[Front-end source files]
start

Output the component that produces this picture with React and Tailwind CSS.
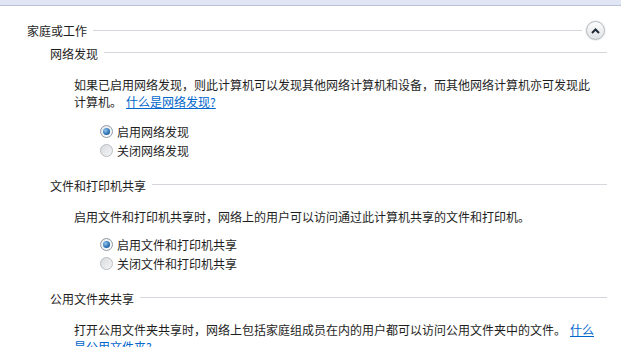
import React from "react";

function Heading({ children, indent, lineRight, className = "" }) {
  return (
    <div className={`flex items-center ${indent} ${className}`}>
      <span className="whitespace-nowrap text-[#1e1e1e]">{children}</span>
      <div className={`flex-1 ml-[6px] h-[2px] border-t border-[#d3d7dc] border-b-0 ${lineRight}`}>
        <div className="h-[1px] bg-white"></div>
      </div>
    </div>
  );
}

function Radio({ checked, label, className = "" }) {
  return (
    <div className={`flex items-center h-[19px] pl-[100px] ${className}`}>
      {checked ? (
        <span className="w-[13px] h-[13px] rounded-full border border-[#8d9aa6] bg-gradient-to-br from-[#e6e8ea] to-[#fbfcfd] flex items-center justify-center">
          <span className="w-[7px] h-[7px] rounded-full bg-[radial-gradient(circle_at_35%_35%,#8fc4ee,#2a6eb3_60%,#1d4f86)]"></span>
        </span>
      ) : (
        <span className="w-[13px] h-[13px] rounded-full border border-[#b7bcc1] bg-gradient-to-br from-[#d9dbdd] to-[#f4f5f6]"></span>
      )}
      <span className="ml-[4px] text-[#1e1e1e] whitespace-nowrap">{label}</span>
    </div>
  );
}

export default function App() {
  return (
    <div className="w-[621px] h-[347px] overflow-hidden bg-white text-[12px] leading-[17px] font-['Noto_Sans_CJK_SC','Noto_Sans',sans-serif]">
      <div className="h-[5px] bg-[#e1e6f5] border-b border-[#b8c1d6] box-content"></div>

      <div className="flex items-center mt-[15px] h-[19px] pl-[27px] pr-[16px]">
        <span className="whitespace-nowrap text-[#1e1e1e]">家庭或工作</span>
        <div className="flex-1 ml-[6px] mr-[4px] border-t border-[#d3d7dc]"></div>
        <button className="w-[19px] h-[19px] rounded-full border border-[#b4b9be] bg-gradient-to-b from-[#fdfdfd] to-[#dfe2e5] flex items-center justify-center shadow-[0_0_0_1px_#f0f1f2]">
          <svg width="9" height="6" viewBox="0 0 9 6">
            <path d="M1 5 L4.5 1.5 L8 5" fill="none" stroke="#1f2a36" strokeWidth="2" />
          </svg>
        </button>
      </div>

      <Heading indent="pl-[50px] mt-[4px] h-[18px]" lineRight="mr-[14px]">网络发现</Heading>

      <p className="pl-[74px] mt-[14px] text-[#1e1e1e]">
        如果已启用网络发现，则此计算机可以发现其他网络计算机和设备，而其他网络计算机亦可发现此
        <br />
        计算机。<a className="text-[#0066cc] underline ml-[4px]">什么是网络发现?</a>
      </p>

      <Radio checked label="启用网络发现" className="mt-[12px]" />
      <Radio label="关闭网络发现" />

      <Heading indent="pl-[50px] mt-[16px] h-[18px]" lineRight="mr-[14px]">文件和打印机共享</Heading>

      <p className="pl-[74px] mt-[14px] text-[#1e1e1e]">
        启用文件和打印机共享时，网络上的用户可以访问通过此计算机共享的文件和打印机。
      </p>

      <Radio checked label="启用文件和打印机共享" className="mt-[10px]" />
      <Radio label="关闭文件和打印机共享" />

      <Heading indent="pl-[50px] mt-[16px] h-[18px]" lineRight="mr-[14px]">公用文件夹共享</Heading>

      <p className="pl-[74px] mt-[14px] text-[#1e1e1e]">
        打开公用文件夹共享时，网络上包括家庭组成员在内的用户都可以访问公用文件夹中的文件。
        <a className="text-[#0066cc] underline ml-[4px]">
          什么
          <br />
          是公用文件夹?
        </a>
      </p>
    </div>
  );
}
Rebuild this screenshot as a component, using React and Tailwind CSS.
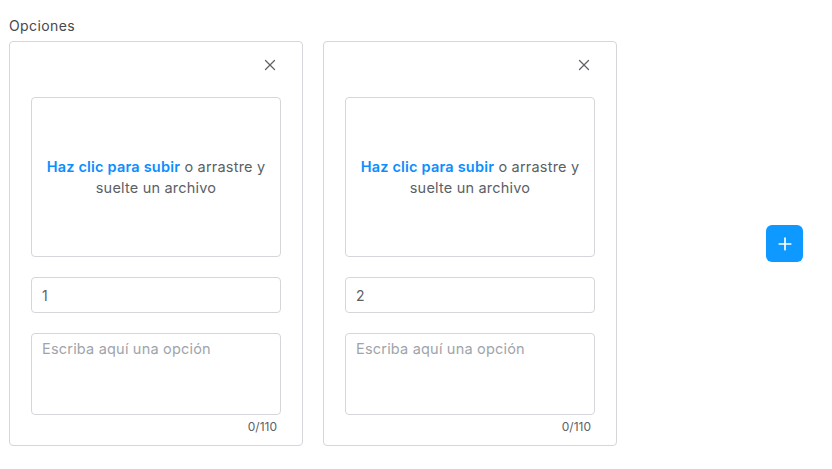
import { X, Plus } from 'lucide-react';

function OptionCard({ value }) {
  return (
    <div className="w-[294px] h-[405px] shrink-0 rounded-[4px] border border-[#d4d6da] bg-white px-[21px] pt-[14px]">
      <div className="flex justify-end pr-[2px]">
        <button type="button" className="text-[#5f6368]" aria-label="Eliminar">
          <X className="w-[18px] h-[18px]" strokeWidth={1.7} />
        </button>
      </div>
      <div className="mt-[23px] h-[160px] rounded-[4px] border border-[#d4d6da] flex items-center justify-center px-3 text-center text-[14.5px] leading-[21px] tracking-[0.2px] text-[#5b5f66]">
        <p>
          <span className="font-semibold text-[#0b8eff]">Haz clic para subir</span> o arrastre y suelte un archivo
        </p>
      </div>
      <input
        type="text"
        defaultValue={value}
        className="mt-[20px] block w-full h-[36px] rounded-[4px] border border-[#d4d6da] px-[10px] text-[14px] text-[#5b5f66] outline-none"
      />
      <textarea
        placeholder="Escriba aquí una opción"
        className="mt-[20px] block w-full h-[82px] resize-none rounded-[4px] border border-[#d4d6da] px-[10px] py-[4px] text-[14.5px] tracking-[0.2px] text-[#5b5f66] placeholder:text-[#a0a4aa] outline-none"
      />
      <div className="mt-[3px] pr-[4px] text-right text-[12px] text-[#5b5f66]">0/110</div>
    </div>
  );
}

export default function App() {
  return (
    <div className="w-[832px] h-[469px] bg-white px-[9px] pt-[16px] font-['Inter','Noto_Sans',sans-serif]">
      <h2 className="text-[14px] leading-[20px] tracking-[0.4px] text-[#45494f] font-normal">Opciones</h2>
      <div className="mt-[5px] flex items-start">
        <div className="flex gap-[20px]">
          <OptionCard value="1" />
          <OptionCard value="2" />
        </div>
        <div className="ml-[149px] pt-[184px]">
          <button
            type="button"
            aria-label="Agregar opción"
            className="w-[37px] h-[37px] rounded-[6px] bg-[#0d99ff] text-white flex items-center justify-center"
          >
            <Plus className="w-[20px] h-[20px]" strokeWidth={2} />
          </button>
        </div>
      </div>
    </div>
  );
}
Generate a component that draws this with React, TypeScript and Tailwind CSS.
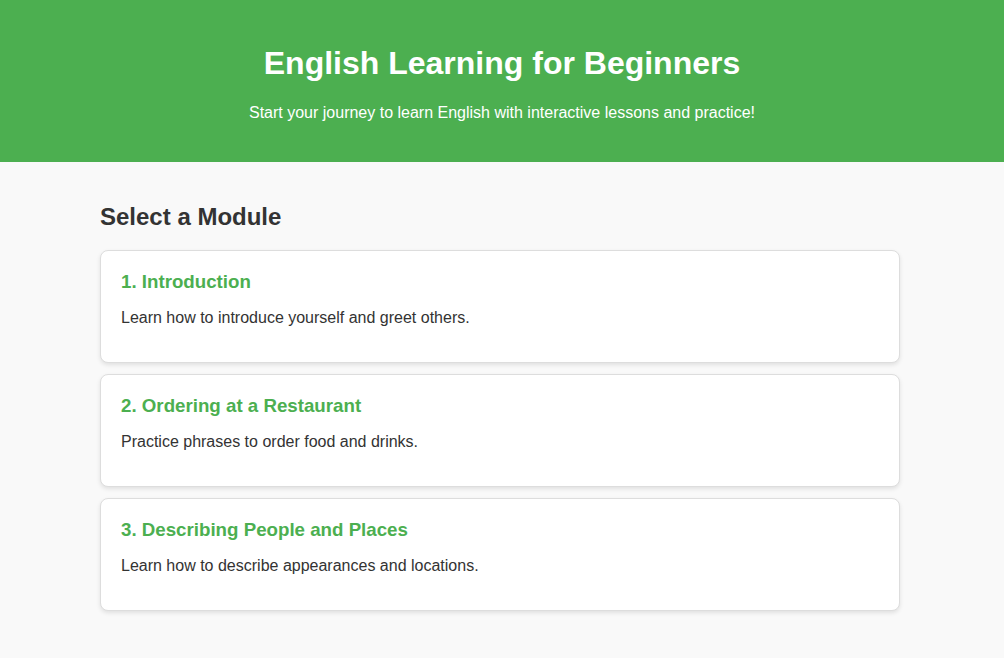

end

Leave the pictures out and write out every entry exactly as given.

### COMPLETED TASK:
Output the component that produces this picture with React and Tailwind CSS.
import React from "react";

function Heading({ children, indent, lineRight, className = "" }) {
  return (
    <div className={`flex items-center ${indent} ${className}`}>
      <span className="whitespace-nowrap text-[#1e1e1e]">{children}</span>
      <div className={`flex-1 ml-[6px] h-[2px] border-t border-[#d3d7dc] border-b-0 ${lineRight}`}>
        <div className="h-[1px] bg-white"></div>
      </div>
    </div>
  );
}

function Radio({ checked, label, className = "" }) {
  return (
    <div className={`flex items-center h-[19px] pl-[100px] ${className}`}>
      {checked ? (
        <span className="w-[13px] h-[13px] rounded-full border border-[#8d9aa6] bg-gradient-to-br from-[#e6e8ea] to-[#fbfcfd] flex items-center justify-center">
          <span className="w-[7px] h-[7px] rounded-full bg-[radial-gradient(circle_at_35%_35%,#8fc4ee,#2a6eb3_60%,#1d4f86)]"></span>
        </span>
      ) : (
        <span className="w-[13px] h-[13px] rounded-full border border-[#b7bcc1] bg-gradient-to-br from-[#d9dbdd] to-[#f4f5f6]"></span>
      )}
      <span className="ml-[4px] text-[#1e1e1e] whitespace-nowrap">{label}</span>
    </div>
  );
}

export default function App() {
  return (
    <div className="w-[621px] h-[347px] overflow-hidden bg-white text-[12px] leading-[17px] font-['Noto_Sans_CJK_SC','Noto_Sans',sans-serif]">
      <div className="h-[5px] bg-[#e1e6f5] border-b border-[#b8c1d6] box-content"></div>

      <div className="flex items-center mt-[15px] h-[19px] pl-[27px] pr-[16px]">
        <span className="whitespace-nowrap text-[#1e1e1e]">家庭或工作</span>
        <div className="flex-1 ml-[6px] mr-[4px] border-t border-[#d3d7dc]"></div>
        <button className="w-[19px] h-[19px] rounded-full border border-[#b4b9be] bg-gradient-to-b from-[#fdfdfd] to-[#dfe2e5] flex items-center justify-center shadow-[0_0_0_1px_#f0f1f2]">
          <svg width="9" height="6" viewBox="0 0 9 6">
            <path d="M1 5 L4.5 1.5 L8 5" fill="none" stroke="#1f2a36" strokeWidth="2" />
          </svg>
        </button>
      </div>

      <Heading indent="pl-[50px] mt-[4px] h-[18px]" lineRight="mr-[14px]">网络发现</Heading>

      <p className="pl-[74px] mt-[14px] text-[#1e1e1e]">
        如果已启用网络发现，则此计算机可以发现其他网络计算机和设备，而其他网络计算机亦可发现此
        <br />
        计算机。<a className="text-[#0066cc] underline ml-[4px]">什么是网络发现?</a>
      </p>

      <Radio checked label="启用网络发现" className="mt-[12px]" />
      <Radio label="关闭网络发现" />

      <Heading indent="pl-[50px] mt-[16px] h-[18px]" lineRight="mr-[14px]">文件和打印机共享</Heading>

      <p className="pl-[74px] mt-[14px] text-[#1e1e1e]">
        启用文件和打印机共享时，网络上的用户可以访问通过此计算机共享的文件和打印机。
      </p>

      <Radio checked label="启用文件和打印机共享" className="mt-[10px]" />
      <Radio label="关闭文件和打印机共享" />

      <Heading indent="pl-[50px] mt-[16px] h-[18px]" lineRight="mr-[14px]">公用文件夹共享</Heading>

      <p className="pl-[74px] mt-[14px] text-[#1e1e1e]">
        打开公用文件夹共享时，网络上包括家庭组成员在内的用户都可以访问公用文件夹中的文件。
        <a className="text-[#0066cc] underline ml-[4px]">
          什么
          <br />
          是公用文件夹?
        </a>
      </p>
    </div>
  );
}
Rebuild this screenshot as a component, using React and Tailwind CSS.
import { X, Plus } from 'lucide-react';

function OptionCard({ value }) {
  return (
    <div className="w-[294px] h-[405px] shrink-0 rounded-[4px] border border-[#d4d6da] bg-white px-[21px] pt-[14px]">
      <div className="flex justify-end pr-[2px]">
        <button type="button" className="text-[#5f6368]" aria-label="Eliminar">
          <X className="w-[18px] h-[18px]" strokeWidth={1.7} />
        </button>
      </div>
      <div className="mt-[23px] h-[160px] rounded-[4px] border border-[#d4d6da] flex items-center justify-center px-3 text-center text-[14.5px] leading-[21px] tracking-[0.2px] text-[#5b5f66]">
        <p>
          <span className="font-semibold text-[#0b8eff]">Haz clic para subir</span> o arrastre y suelte un archivo
        </p>
      </div>
      <input
        type="text"
        defaultValue={value}
        className="mt-[20px] block w-full h-[36px] rounded-[4px] border border-[#d4d6da] px-[10px] text-[14px] text-[#5b5f66] outline-none"
      />
      <textarea
        placeholder="Escriba aquí una opción"
        className="mt-[20px] block w-full h-[82px] resize-none rounded-[4px] border border-[#d4d6da] px-[10px] py-[4px] text-[14.5px] tracking-[0.2px] text-[#5b5f66] placeholder:text-[#a0a4aa] outline-none"
      />
      <div className="mt-[3px] pr-[4px] text-right text-[12px] text-[#5b5f66]">0/110</div>
    </div>
  );
}

export default function App() {
  return (
    <div className="w-[832px] h-[469px] bg-white px-[9px] pt-[16px] font-['Inter','Noto_Sans',sans-serif]">
      <h2 className="text-[14px] leading-[20px] tracking-[0.4px] text-[#45494f] font-normal">Opciones</h2>
      <div className="mt-[5px] flex items-start">
        <div className="flex gap-[20px]">
          <OptionCard value="1" />
          <OptionCard value="2" />
        </div>
        <div className="ml-[149px] pt-[184px]">
          <button
            type="button"
            aria-label="Agregar opción"
            className="w-[37px] h-[37px] rounded-[6px] bg-[#0d99ff] text-white flex items-center justify-center"
          >
            <Plus className="w-[20px] h-[20px]" strokeWidth={2} />
          </button>
        </div>
      </div>
    </div>
  );
}
Generate a component that draws this with React, TypeScript and Tailwind CSS.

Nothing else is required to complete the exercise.